### Supplied material
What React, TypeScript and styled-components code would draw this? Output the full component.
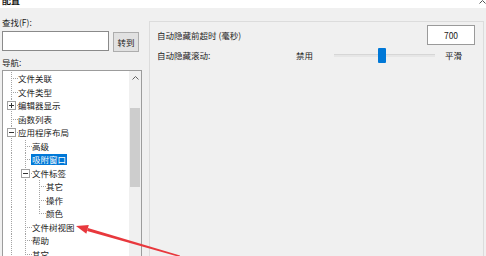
import React from 'react';
import styled, { createGlobalStyle } from 'styled-components';

const GlobalStyle = createGlobalStyle`
  html, body {
    margin: 0;
    padding: 0;
    background: #f0f0f0;
    overflow: hidden;
  }
  body {
    font-family: "Noto Sans CJK SC", "Noto Sans", sans-serif;
    font-size: 8.5px;
    color: #222;
  }
  * { box-sizing: border-box; }
`;

type Guide = 'full' | 'tee' | 'end' | 'none';

type TreeItem = {
    label: string;
    level: number;
    expander?: 'plus' | 'minus';
    selected?: boolean;
};

const items: TreeItem[] = [
    { label: '文件关联', level: 0 },
    { label: '文件类型', level: 0 },
    { label: '编辑器显示', level: 0, expander: 'plus' },
    { label: '函数列表', level: 0 },
    { label: '应用程序布局', level: 0, expander: 'minus' },
    { label: '高级', level: 1 },
    { label: '吸附窗口', level: 1, selected: true },
    { label: '文件标签', level: 1, expander: 'minus' },
    { label: '其它', level: 2 },
    { label: '操作', level: 2 },
    { label: '颜色', level: 2 },
    { label: '文件树视图', level: 1 },
    { label: '帮助', level: 1 },
    { label: '其它', level: 1 },
];

// does the branch at column c keep going below row i
const continues = (i: number, c: number) => {
    for (let j = i + 1; j < items.length; j++) {
        if (items[j].level < c) return false;
        if (items[j].level === c) return true;
    }
    return true;
};

const guidesFor = (i: number): Guide[] => {
    const item = items[i];
    const out: Guide[] = [];
    for (let c = 0; c < item.level; c++) {
        out.push(continues(i, c) ? 'full' : 'none');
    }
    out.push(continues(i, item.level) ? 'tee' : 'end');
    return out;
};

const Window = styled.div`
    position: relative;
    width: 486px;
    height: 256px;
    overflow: hidden;
    background: #f0f0f0;
`;

const TitleBar = styled.div`
    height: 8px;
    background: #fff;
    display: flex;
    justify-content: space-between;
    align-items: flex-end;
    overflow: hidden;
    padding: 0 0 3px 2px;
`;

const TitleText = styled.span`
    font-size: 9px;
    line-height: 9px;
    font-weight: 700;
    color: #111;
`;

const TitleChevron = styled.svg`
    align-self: flex-start;
    margin-top: 0;
`;

const Body = styled.div`
    display: flex;
    gap: 7px;
    padding: 0 2px 0 2px;
`;

const LeftColumn = styled.div`
    width: 140px;
    flex: none;
    display: flex;
    flex-direction: column;
`;

const FieldLabel = styled.div<{ $top: number }>`
    line-height: 12px;
    height: 12px;
    margin-top: ${(p) => p.$top}px;
`;

const SearchRow = styled.div`
    display: flex;
    gap: 4px;
    height: 21px;
    margin-top: 3px;
`;

const SearchInput = styled.div`
    width: 107px;
    height: 20px;
    background: #fff;
    border: 1px solid #8a8a8a;
`;

const GoButton = styled.div`
    width: 26px;
    height: 20px;
    align-self: flex-end;
    background: #e1e1e1;
    border: 1px solid #adadad;
    display: flex;
    align-items: center;
    justify-content: center;
    line-height: 1;
`;

const TreeBox = styled.div`
    margin-top: 2px;
    width: 140px;
    height: 200px;
    background: #fff;
    border: 1px solid #9c9c9c;
    display: flex;
`;

const TreeBody = styled.div`
    flex: 1;
    padding: 1px 0 0 1px;
    display: flex;
    flex-direction: column;
`;

const Row = styled.div`
    height: 13.5px;
    flex: none;
    display: flex;
    align-items: stretch;
`;

const dotsV = 'repeating-linear-gradient(to bottom, #a3a3a3 0 1px, transparent 1px 2px)';
const dotsH = 'repeating-linear-gradient(to right, #a3a3a3 0 1px, transparent 1px 2px)';

const GuideCell = styled.div<{ $kind: Guide; $own: boolean }>`
    width: 14px;
    flex: none;
    display: flex;
    align-items: center;
    padding-left: 3px;
    background-image: ${(p) =>
        [
            p.$kind === 'none' ? null : dotsV,
            p.$own ? dotsH : null,
        ]
            .filter(Boolean)
            .join(', ') || 'none'};
    background-repeat: no-repeat;
    background-size: ${(p) =>
        [
            p.$kind === 'none' ? null : p.$kind === 'end' ? '1px 50%' : '1px 100%',
            p.$own ? '7px 1px' : null,
        ]
            .filter(Boolean)
            .join(', ')};
    background-position: ${(p) =>
        [p.$kind === 'none' ? null : '7px 0', p.$own ? '7px 50%' : null]
            .filter(Boolean)
            .join(', ')};
`;

const ItemLabel = styled.span<{ $selected?: boolean }>`
    align-self: center;
    height: 11px;
    line-height: 11px;
    padding: 0 1px;
    margin-left: -1px;
    white-space: nowrap;
    background: ${(p) => (p.$selected ? '#0078d7' : 'transparent')};
    color: ${(p) => (p.$selected ? '#fff' : '#222')};
`;

const ScrollBar = styled.div`
    width: 12px;
    flex: none;
    background: #f0f0f0;
    display: flex;
    flex-direction: column;
`;

const ScrollArrow = styled.div`
    height: 14px;
    flex: none;
    display: flex;
    align-items: center;
    justify-content: center;
`;

const ScrollTrack = styled.div`
    flex: 1;
    padding: 23px 1px 0 1px;
`;

const ScrollThumb = styled.div`
    height: 79px;
    background: #cdcdcd;
`;

const Panel = styled.div`
    width: 335px;
    height: 240px;
    margin-top: 13px;
    border: 1px solid #dcdcdc;
    background: #f0f0f0;
    padding: 3px 8px 0 7px;
    display: flex;
    flex-direction: column;
`;

const SettingRow = styled.div<{ $h: number; $top: number }>`
    height: ${(p) => p.$h}px;
    margin-top: ${(p) => p.$top}px;
    display: flex;
    align-items: center;
    line-height: 1;
`;

const SettingLabel = styled.span`
    flex: 1;
    white-space: nowrap;
`;

const NumberBox = styled.div`
    width: 48px;
    height: 20px;
    background: #fff;
    border: 1px solid #9a9a9a;
    display: flex;
    align-items: center;
    justify-content: center;
`;

const Slider = styled.div`
    width: 101px;
    height: 15px;
    margin: 0 10px 0 21px;
    display: flex;
    align-items: center;
`;

const SliderRail = styled.div<{ $grow: number }>`
    flex: ${(p) => p.$grow} 1 0;
    height: 3px;
    background: #e6e6e6;
    border-top: 1px solid #d6d6d6;
`;

const SliderThumb = styled.div`
    width: 8px;
    height: 15px;
    flex: none;
    background: #0078d7;
    border-radius: 1px;
`;

const EndLabel = styled.span`
    margin-right: 13px;
`;

const Overlay = styled.svg`
    position: absolute;
    left: 0;
    top: 0;
    pointer-events: none;
`;

const Chevron = ({ up }: { up?: boolean }) => (
    <svg width="7" height="4" viewBox="0 0 7 4">
        <polyline
            points={up ? '0.5,3.5 3.5,0.5 6.5,3.5' : '0.5,0.5 3.5,3.5 6.5,0.5'}
            fill="none"
            stroke="#606060"
            strokeWidth="1"
        />
    </svg>
);

const Expander = ({ kind }: { kind: 'plus' | 'minus' }) => (
    <svg width="9" height="9" viewBox="0 0 9 9">
        <rect x="0.5" y="0.5" width="8" height="8" fill="#fff" stroke="#a0a0a0" />
        <line x1="2" y1="4.5" x2="7" y2="4.5" stroke="#333" />
        {kind === 'plus' && <line x1="4.5" y1="2" x2="4.5" y2="7" stroke="#333" />}
    </svg>
);

const App = () => {
    const sliderValue = 47;

    return (
        <Window>
            <GlobalStyle />
            <TitleBar>
                <TitleText>配置</TitleText>
                <TitleChevron width="7" height="4" viewBox="0 0 7 4">
                    <polyline points="0.5,3.5 3.5,0.5 6.5,3.5" fill="none" stroke="#555" />
                </TitleChevron>
            </TitleBar>
            <Body>
                <LeftColumn>
                    <FieldLabel $top={8}>查找(F):</FieldLabel>
                    <SearchRow>
                        <SearchInput />
                        <GoButton>转到</GoButton>
                    </SearchRow>
                    <FieldLabel $top={4}>导航:</FieldLabel>
                    <TreeBox>
                        <TreeBody>
                            {items.map((item, i) => {
                                const guides = guidesFor(i);
                                return (
                                    <Row key={i}>
                                        {guides.map((g, c) => {
                                            const own = c === item.level;
                                            return (
                                                <GuideCell key={c} $kind={g} $own={own}>
                                                    {own && item.expander && (
                                                        <Expander kind={item.expander} />
                                                    )}
                                                </GuideCell>
                                            );
                                        })}
                                        <ItemLabel $selected={item.selected}>{item.label}</ItemLabel>
                                    </Row>
                                );
                            })}
                        </TreeBody>
                        <ScrollBar>
                            <ScrollArrow>
                                <Chevron up />
                            </ScrollArrow>
                            <ScrollTrack>
                                <ScrollThumb />
                            </ScrollTrack>
                            <ScrollArrow>
                                <Chevron />
                            </ScrollArrow>
                        </ScrollBar>
                    </TreeBox>
                </LeftColumn>
                <Panel>
                    <SettingRow $h={20} $top={0}>
                        <SettingLabel>自动隐藏前超时 (毫秒)</SettingLabel>
                        <NumberBox>700</NumberBox>
                    </SettingRow>
                    <SettingRow $h={15} $top={3}>
                        <SettingLabel>自动隐藏滚动:</SettingLabel>
                        <span>禁用</span>
                        <Slider>
                            <SliderRail $grow={sliderValue} />
                            <SliderThumb />
                            <SliderRail $grow={100 - sliderValue} />
                        </Slider>
                        <EndLabel>平滑</EndLabel>
                    </SettingRow>
                </Panel>
            </Body>
            <Overlay width="486" height="256" viewBox="0 0 486 256">
                <polygon points="87.9,227.9 180,255.4 179.6,257 87.1,230.9" fill="#e8383d" />
                <polygon points="76,226 88.8,225.1 86.3,233.7" fill="#e8383d" />
            </Overlay>
        </Window>
    );
};

export default App;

### Your goal
For each line above that contains the word "React", copy that line.

### Solution to the problem
What React, TypeScript and styled-components code would draw this? Output the full component.
import React from 'react';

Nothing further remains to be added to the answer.